Less directly, I need different poets at different times. I’m just going to list all the poets whose work I feel right now has stayed with me. If you ask me again some other time, it might be a different list (well, it definitely will be—I’ll have read more!).

…Valzhyna Mort, Eunice de Souza, Anne Carson, Billy-Ray Belcourt, Elizabeth Bishop, Emily Dickinson, Dionne Brand, Kaveh Akbar, Ocean Vuong, Chen Chen, Shazia Hafiz Ramji, Emma Healey, Tess Liem, Sina Queyras, Ruth Stone, Joshua Whitehead, Daniel Borzutzky, Rahat Kurd, Elinor Wylie, Frank Chipasula…

Q: How do you feel your work has developed up to this point? Where do you see your work headed?

A: My earliest poems speak more privately—in a more private language. I’m not talking to myself anymore because I can imagine readers now. Reading poetry as a poet (consciously as a poet) has made a big difference.

My poems are headed into more aesthetic joy which I think will enhance whatever political/moral force they might have.

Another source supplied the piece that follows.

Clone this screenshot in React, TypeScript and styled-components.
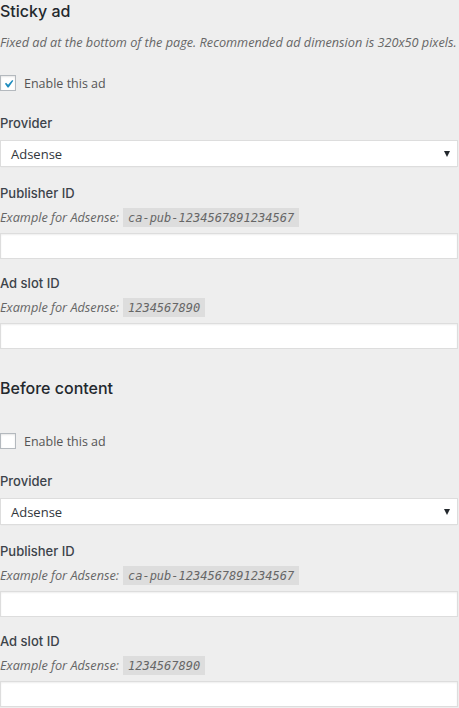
import React from "react";
import styled, { createGlobalStyle } from "styled-components";

const GlobalStyle = createGlobalStyle`
  html, body {
    margin: 0;
    padding: 0;
    background: #eeeeee;
    overflow: hidden;
  }
  body {
    font-family: "Open Sans", "Noto Sans", sans-serif;
    color: #23282d;
    font-size: 13px;
  }
`;

const Page = styled.div`
  width: 458px;
  display: flex;
  flex-direction: column;
`;

const Section = styled.section<{ $first?: boolean }>`
  display: flex;
  flex-direction: column;
  margin-top: ${p => (p.$first ? "0" : "28px")};
`;

const Heading = styled.h2`
  margin: 0;
  font-family: "Inter", "Open Sans", sans-serif;
  font-size: 16px;
  font-weight: 550;
  line-height: 22px;
  color: #23282d;
`;

const Description = styled.p`
  margin: 11px 0 0;
  font-size: 12.7px;
  font-style: italic;
  line-height: 18px;
  color: #666;
  white-space: nowrap;
`;

const CheckRow = styled.label<{ $gap: number }>`
  display: flex;
  align-items: center;
  gap: 8px;
  margin-top: ${p => p.$gap}px;
  font-size: 12.5px;
  color: #555;
  height: 16px;
`;

const Box = styled.span`
  width: 16px;
  height: 16px;
  box-sizing: border-box;
  border: 1px solid #b4b9be;
  background: #fff;
  box-shadow: inset 0 1px 2px rgba(0, 0, 0, 0.1);
  display: flex;
  align-items: center;
  justify-content: center;
`;

const Field = styled.div<{ $gap: number }>`
  display: flex;
  flex-direction: column;
  margin-top: ${p => p.$gap}px;
`;

const Label = styled.div`
  font-family: "Inter", "Open Sans", sans-serif;
  font-size: 13px;
  font-weight: 550;
  line-height: 18px;
  color: #3c434a;
`;

const Example = styled.div`
  margin-top: 6px;
  font-size: 12.7px;
  font-style: italic;
  line-height: 18px;
  height: 18px;
  color: #666;
  white-space: nowrap;
`;

const Code = styled.code`
  font-family: "DejaVu Sans Mono", "Liberation Mono", monospace;
  font-size: 12px;
  font-style: italic;
  background: rgba(0, 0, 0, 0.07);
  padding: 3px 5px 2px;
  margin-left: 4px;
  color: #666;
`;

const Input = styled.div`
  margin-top: 7px;
  height: 26px;
  box-sizing: border-box;
  background: #fff;
  border: 1px solid #ddd;
  box-shadow: inset 0 1px 2px rgba(0, 0, 0, 0.07);
`;

const Select = styled.div`
  margin-top: 8px;
  height: 27px;
  box-sizing: border-box;
  background: #fff;
  border: 1px solid #ddd;
  box-shadow: 0 1px 1px -1px rgba(0, 0, 0, 0.1);
  display: flex;
  align-items: center;
  justify-content: space-between;
  padding: 0 7px 0 10px;
  font-size: 13px;
  color: #32373c;
`;

const Arrow = styled.span`
  width: 0;
  height: 0;
  border-left: 3.5px solid transparent;
  border-right: 3.5px solid transparent;
  border-top: 6px solid #23282d;
`;

const Check = () => (
  <svg width="14" height="14" viewBox="0 0 20 20">
    <path
      d="M14.83 4.89l1.34.94-5.81 8.38H9.02L5.78 9.67l1.34-1.25 2.57 2.4z"
      fill="#1e8cbe"
      transform="translate(-1 0) scale(1.15)"
    />
  </svg>
);

const AdBlock = ({
  title,
  description,
  checked,
  first,
}: {
  title: string;
  description?: string;
  checked?: boolean;
  first?: boolean;
}) => (
  <Section $first={first}>
    <Heading>{title}</Heading>
    {description && <Description>{description}</Description>}
    <CheckRow $gap={description ? 24 : 34}>
      <Box>{checked && <Check />}</Box>
      Enable this ad
    </CheckRow>
    <Field $gap={23}>
      <Label>Provider</Label>
      <Select>
        Adsense
        <Arrow />
      </Select>
    </Field>
    <Field $gap={17}>
      <Label>Publisher ID</Label>
      <Example>
        Example for Adsense:<Code>ca-pub-1234567891234567</Code>
      </Example>
      <Input />
    </Field>
    <Field $gap={15}>
      <Label>Ad slot ID</Label>
      <Example>
        Example for Adsense:<Code>1234567890</Code>
      </Example>
      <Input />
    </Field>
  </Section>
);

export default function App() {
  return (
    <>
      <GlobalStyle />
      <Page>
        <AdBlock
          first
          checked
          title="Sticky ad"
          description="Fixed ad at the bottom of the page. Recommended ad dimension is 320x50 pixels."
        />
        <AdBlock title="Before content" />
      </Page>
    </>
  );
}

More recently, I’ve felt sometimes dragged toward a despairing cynicism that hasn’t been all that helpful for writing or living in the world as it is. I could be more helpful and better at what I do if I can make this emotional/stylistic return to myself.

Q: You might have answered a part of this already, but who do you read to reenergize your own work? What particular works can’t you help but return to?

A: Returning to reenergize had not occurred to me. My returns to poems have usually been to figure something out and to do that figuring in the form of a scholarly essay. Now that your question has prompted me to think about reenergizing, I can see that when I return to other texts—a song, a movie, a clip from a sitcom—it’s a particular mood I’m looking for, one that lets my mind slow down and settle in.